Dalam penelitian oleh PIRAC disebutkan bahwa pemahaman teologis yang sempit dan kurang tepat mempengaruhi ketidakoptimalan individu dalam bersikap untuk berfilantropi (Abidin & Kurniawati; 2008).
Subjective Norms
Subjective Norms adalah suatu pengukuran dari persepsi individu terhadap reaksi sosial atas perilaku. Persepsi orang apakah orang lain akan menyetujui atau menolak tingkah laku tersebut.
Subjective norms terdiri dari dua komponen, yaitu normative belief dan motivation to comply (Ajzen, 1989).
Normative belief adalah pemahaman tentang sesuatu yang signifikan, “preferences about whether one should or should not engage in the behavior” (Corner & Artmitage, 1998).

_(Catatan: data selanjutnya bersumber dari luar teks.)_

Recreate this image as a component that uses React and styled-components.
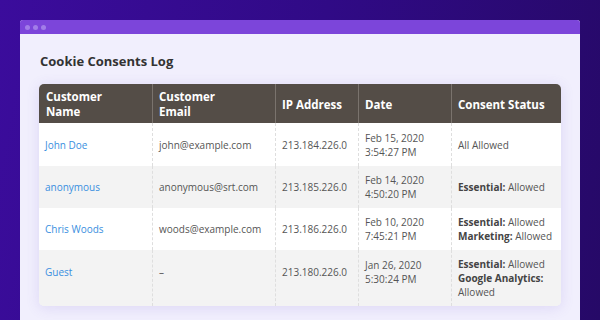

Persepsi tentang penilaian orang lain dipengaruhi oleh suatu motivasi untuk mengikuti yang dipengaruhi oleh penilaian tersebut. Penelitian tentang tindakan kepatuhan, menunjukan bahwa teman sejawat mempunyai pengaruh penting untuk memprediksi perilaku (McGraw,1992 : Mustikasari,2006).
Attitudes dan subjective norms adalah dua pemikiran tentang penggunaan pengaruh atau tidak ketika seseorang meniatkan suatu kegiatan atau tindakan. Secara umum riset telah menunjukkan bahwa attitudes adalah prediksi yang lebih baik untuk membuat niatan suatu tindakan, daripada subjective norms (Ajzen, 2001)
Behavioral Intention
Dalam teori TRA, behavioral intention adalah antiseden yang perlu dalam aksi dan hasil dari evaluasi seseorang tentang attitudes dan subjective norms. Jadi, dianggap bahwa perilaku orang dalam bersikap konsisten dengan evaluasi dari attitudes dan subjective norms.
Secara umum, semakin kuat attitudes dan subjective norms terhadap perilaku, semakin tinggi seseorang mewujudkan keinginan malakukan suatu tidakan. (Ajzen, 1989).
Keterbatasan dari TRA adalah bahwa teori ini tidak dapat mengukur behavior yang tidak seluruhnya dalam keinginan yang terkendali. Seseorang mungkin berharap untuk bertindak tetapi tidak mempunyai sumber, motivasi ataupun kesempatan untuk melakukan hal tersebut.